Halting the work of an already-engaged vendor and replacing it with a vendor engaged specifically in response to the breach spells trouble. Instead, establish a “two-track approach” to the investigation, whereby the usual vendor investigates and remediates the breach to ensure business continuity, working closely with your IT team, and the second vendor, engaged by breach counsel, focuses its work on providing information to counsel that can be utilized in the provision of legal advice.
Avoid using stock language in the statement of work.

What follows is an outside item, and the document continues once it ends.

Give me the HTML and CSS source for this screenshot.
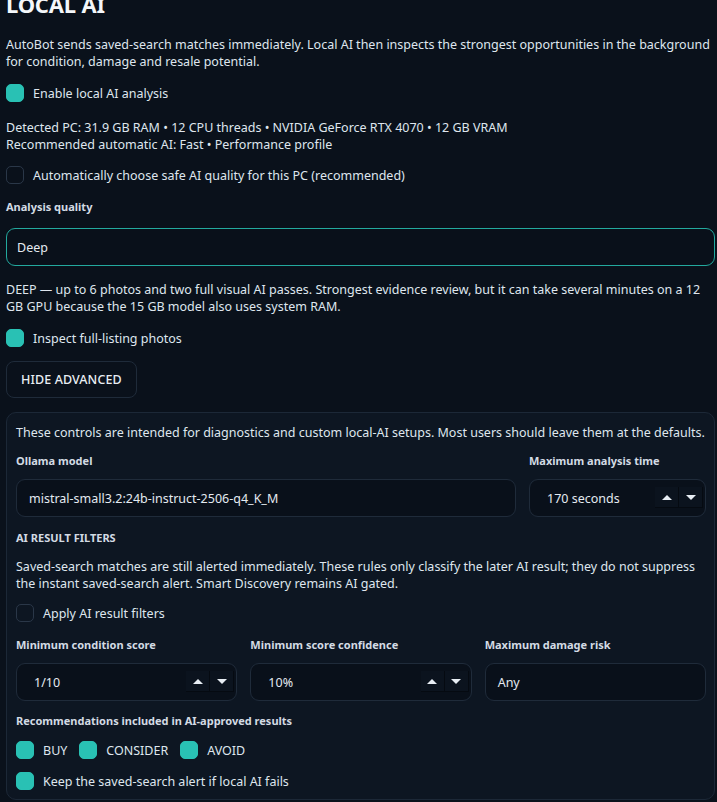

Simply copy-pasting the verbiage from a preexisting agreement with a cybersecurity vendor into a new agreement between counsel and the vendor does not automatically ensure the engagement is privileged. If using the same vendor for breach investigation work and day-to-day consulting is unavoidable, consider your needs in anticipation of litigation and tailor the agreement language accordingly. This factor is critical to demonstrate that any developed work product is created in a manner and form different from what would be created but for the anticipated litigation.
Think critically about requesting a written report of findings.
Companies should consider foregoing a written report of findings from the incident response vendor altogether. Findings and conclusions may be shared orally with key stakeholders.
If a written report is prepared, advise the preparers not to speculate while the preliminary investigation is ongoing. A written report that rests on conjecture and unsupported initial findings will not be helpful in future litigation. Unverified hypotheses should be conveyed orally and thoroughly investigated before they are documented as a “fact” or “finding.” Companies might also determine that they wish any written report to include a focus on exculpatory factors.
Create segmented teams to protect the privilege.
Responding to a data breach incident will likely require responses from multiple business units and external vendors, including teams focused on managing legal, regulatory, consumer, cybersecurity and governance aspects of the breach. To manage the response while protecting the privilege across these legal and non-legal groups, where possible, create segmented work streams assigned to distinct teams on a “need-to-know” basis. Engage outside counsel to direct the work of external vendors, including forensic analysts. The legal team may include members of in-house counsel, outside counsel and experts retained by counsel. Consider creating a separate email listserv to restrict access to information, calls and documents to the designated members on the legal team.
Limit distribution of privileged attorney work product.
Maintain the privileged nature of all attorney work product generated with regard to the incident and only share it as needed for litigation purposes, as opposed to business needs. On the other hand, if a separate report is prepared for business purposes, assume that it will not be privileged. Educate all team members on the importance of not forwarding communications or documents outside of the designated legal team and channeling incident-related communications through legal.
Keep track of where the written findings are shared and why.
If written findings must be shared outside of the legal team, document who receives the report and the reason for the distribution. If the need is a pure business need unrelated to preparing for litigation, avoid sharing the document in order to protect the privilege.
Prepare a separate, non-privileged incident report that can be shared.
After a data breach, information must often be disclosed to apprise board members, auditors, insurers and regulators. To meet these disclosure needs while protecting the privileged nature of the investigation, consider asking counsel to prepare a cover memorandum that addresses only non-privileged business needs and verified factual findings. This memorandum may be shared externally (including with government agencies like the FBI) while protecting attorney-client privileged findings in a separate report prepared only for the use of counsel that may contain broader findings and conclusions.
Pay expenses from the Legal budget.
To the extent possible, fees related to any cybersecurity response overseen by outside counsel should come from the company’s legal budget. While it may seem natural to deduct these expenses from the cybersecurity or IT budgets, some courts have focused on this factor as an indication of whether the company has consistently treated the response as legally privileged.
Be prepared for disclosure.
Court precedent on protecting privilege over forensic reports and/or work performed in response to breaches varies by jurisdiction and is constantly changing. Companies should prepare any written report with the understanding that the final report—as well as drafts, comments and edits to the report—may eventually be produced in litigation. For this reason, taking all necessary steps at the outset to address the incident properly and expediently will help ensure that, should information regarding the breach response ultimately be disclosed in litigation, it will not be to the company’s detriment.
1 Guo Wengui v. Clark Hill, PLC, No. CV 19-3195 (JEB), 2021 WL 106417 (D.D.C. Jan. 12, 2021).
2 See In re Target Corp. Customer Data Sec. Breach Litig., MDL No. 14-2522, 2015 WL 6777384, at *2–3 (D. Minn. Oct. 23, 2015) (upholding Target’s assertion of privilege with regard to documents and communications of its Data Breach Task Force, which were separate from Target’s ordinary-course investigation of the breach).
3 Wengui, 2021 WL 106417, at *3.
4 Id. at *5.
5 Id. at *4.
6 Id. at *5 (quoting FTC v. TRW, Inc., 628 F.2d 207, 212 (D.C. Cir. 1980)).
7 Id. (quotation marks and citation omitted).